Every time you see a primetime TV advert for a charity you support, you KNOW that your cash is paying for it and for the profits of the TV company showing it and the media companies producing it, every time you donate to a charity shop or buy something there, you are paying for their high street rents and management staff, every time you sign-up in the street to give, you are paying the salary and commission of the suave male persuader, every time you put coins in a sweet smiling girl street collector’s tin, just think that most times it well may just be paying for their time collecting, eh?

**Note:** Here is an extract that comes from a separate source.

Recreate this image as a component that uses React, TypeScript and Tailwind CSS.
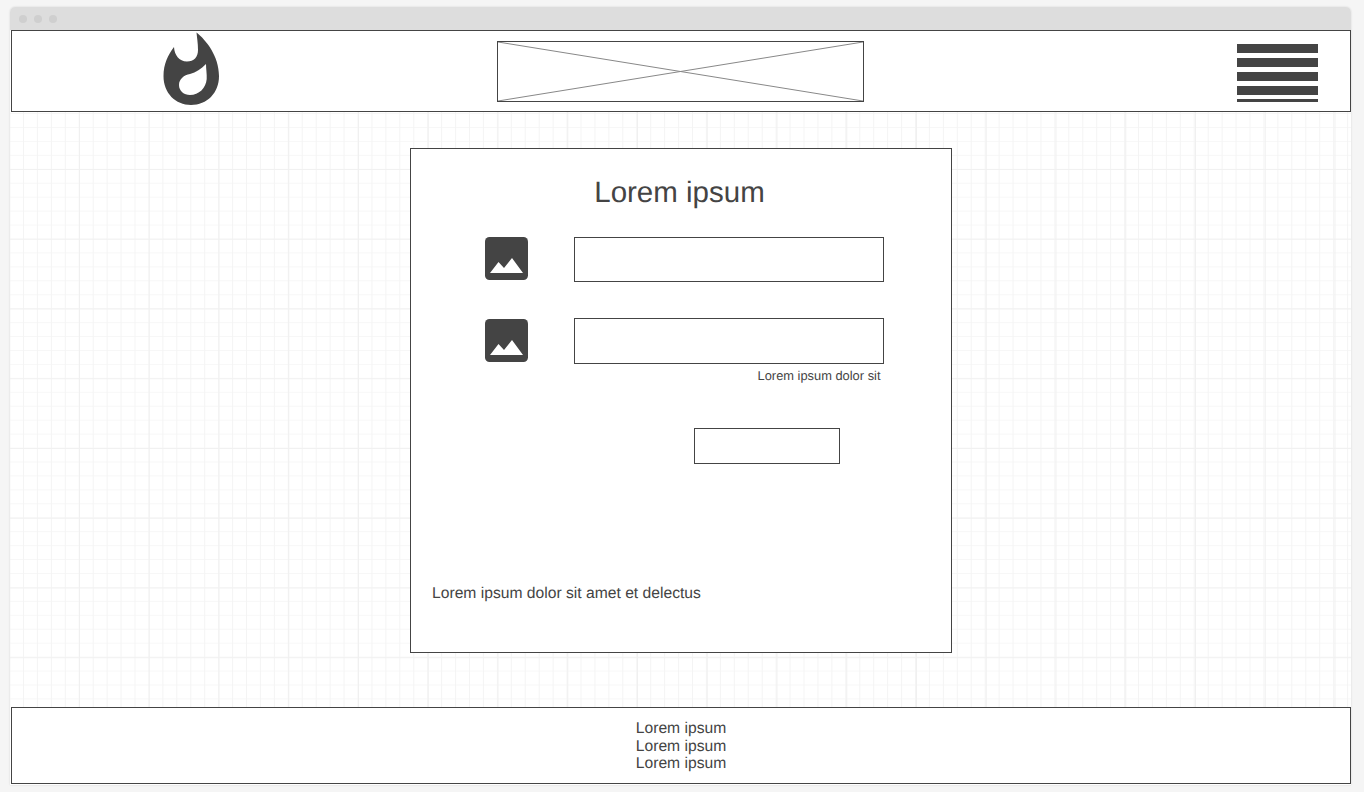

In this Country, we however DO have an extraordinary bunch of ‘ordinary sized’ charities, staffed by dedicated, focused, consistent, caring, individuals, that have to survive on very limited funds because the extravagant and grossly inefficient big brand boys with their dubious negative fundraising practices, are creaming-off all the major money available – but these minnows still do enormously good work, without adequate recognition or support. Perhaps that is where your next generous donation of money should go, perhaps? [The top 100 fundraising charities grabbed a record 9.5 BILLION pounds (£9,500,000,000) last year alone].
[Be as always generous in what you are able to gift, but just be more careful who you give it to, perhaps?]